• 27/10/2011 02:00

Las dos caras de la ‘justicia’

Hace ya un buen rato que de la novela Rumbo a Coiba, de Mario Riera, se me grabó en la mente la frase: ‘En Panamá la cárcel es para los ...

Hace ya un buen rato que de la novela Rumbo a Coiba, de Mario Riera, se me grabó en la mente la frase: ‘En Panamá la cárcel es para los pobres y los pendejos’. Si no es así, agradezco a cualquier lector de esa obra que me aclare. Y esto lo traigo a colación, porque me repugna que la hipocresía de nuestra sociedad, y en ella con sentido autocrítico incluyo a los medios y a quienes estamos inmersos de una manera u otra, se siga alimentando el morbo de un sistema judicial que para nada es ecuánime cuando se trata de aplicarlo a los poderosos, pero que se ensaña con los humildes.

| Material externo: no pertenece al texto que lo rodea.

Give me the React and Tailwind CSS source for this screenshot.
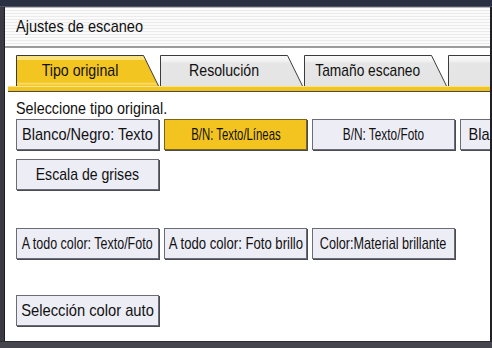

Sí hay un crimen deleznable, de lesa humanidad es la trata de blancas y el aprovecharse de la necesidad física del hombre para explotarla hasta niveles de esclavitud, conocida como la profesión más vieja del mundo. El ejercicio de la misma se reprime sólo cuando se trata de gente humilde y se hace de la vista gorda con los lupanares regentados por elementos de alcurnia dueños del poder económico.

Recientemente se divulgó el caso que involucra a una señora de origen humilde que, acosada por las autoridades, decidió aceptar su falta. Dicha persona se somete a la Ley, pero, ¿por qué no se persigue con igual tenacidad a los criminales de cuello blanco que desde el pretérito, durante la segunda guerra mundial, explotan la trata de blancas y la prostitución en este país?

No quiero hacer apología del delito y mucho menos defender a infractores de la Ley, sólo reclamo que la misma se aplique sin discriminaciones ni exclusiones, porque el proxenetismo no es patrimonio único del pobre, todo lo contrario, es más común entre los adinerados con capital para captar ingenuidades femeninas o necesidades de quienes ven, en ansiedades insatisfechas, el filón para enriquecerse. Los prostíbulos más populares, según pueden atestiguar los hombres que aún guardan memoria de los años cuarenta y cincuenta, se localizaban en los barrios de Pueblo Nuevo, Río Abajo y Parque Lefevre y pertenecían a personajes vinculados a las familias del más rancio abolengo. Acaso a algunos de estos proxenetas legalizados, con licencia para prostituir a extranjeras empujadas al destierro por las condiciones de pobreza extrema y desesperación que agobian a esos pueblos hermanos, y a nuestras humildes mujeres de la ciudad y del campo, víctimas también de las injusticias sociales, se les ha sometido alguna vez al acoso policial, a la persecución despiadada o a la publicidad mediática? ¡Jamás!

Esas son las contradicciones de nuestras leyes tipo embudo. Promulgadas para darle todo lo ancho a los pocos que todo lo tienen y lo más angosto para los muchos que de todo carecen. Persiguen hasta el exterminio a los que practican la prostitución clandestina, pero tácitamente protegen, toleran y aplauden la proliferación de esa lacra en casinos, bares y clubes de acceso exclusivo a las élites que tienen los dólares que acallan conciencias y apariencias. Se trata nada más y nada menos de que las dos caras de una justicia entre comillas, características de la farsa democrática que padecemos. Estas y muchas otras son las causas que han llevado a todos los pueblos del mundo a observar hoy las protestas multitudinarias en las plazas de Estados Unidos, Medio Oriente, Europa, Chile y otros puntos del continente. Y Panamá no es una isla, tarde o temprano, como la historia nos enseña, sus efectos repercutirán en nuestras calles.